Sarah Cannata

-Director and Editor-In-Chief

 

What do I really want?

It’s a question I’ve struggled with throughout my life. I went to university and got a Degree because that’s what I was supposed to do. I landed a job after graduating in Communications and worked myself into the ground because that’s what I was supposed to do. I moved onto a higher paying, far more lucrative role where I could climb the corporate ladder because again, that’s what I was supposed to do.

And yet, despite achieving everything I’d ever set out to, deep down inside, I was miserable. After three months in that higher paid role, I knew it wasn’t working. Something wasn’t sitting right with me. Looking back, a lot of things were very wrong with that entire period of my life… my job wasn’t fulfilling me, I had allowed people into my life who weren’t positive influences and I could feel everything I’d worked hard for crumbling around me. I was tired and then one day, something inside me just caved in and I gave up pretending. I handed in my resignation, survived my final week at work (I hadn’t passed my probation period, so I got to escape quickly) and started my own business.

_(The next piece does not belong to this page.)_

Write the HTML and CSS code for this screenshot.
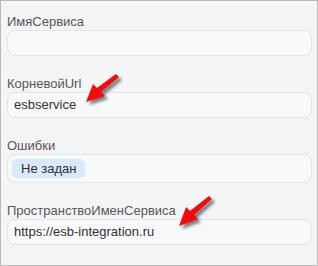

It was an incredibly hard and emotional period for many reasons and a few relationships just didn’t survive. What I found though, was that my relationship with myself had never been stronger. I valued myself enough to leave a situation and people who weren’t making me happy. While certain people didn’t respect the decision and set out to make my life miserable during my last week at work, I found myself again.

At the time, I yearned for a community like This Woman Can. A place where I could reach out to other women, share my story and be reassured that it would all be okay because others had faced a similar path. That extremely painful time has led me to where I am today: surrounded by incredible women and young people just like you.

You don’t have to go through life’s struggles alone. Women supporting other women – let’s work towards an incredible future together.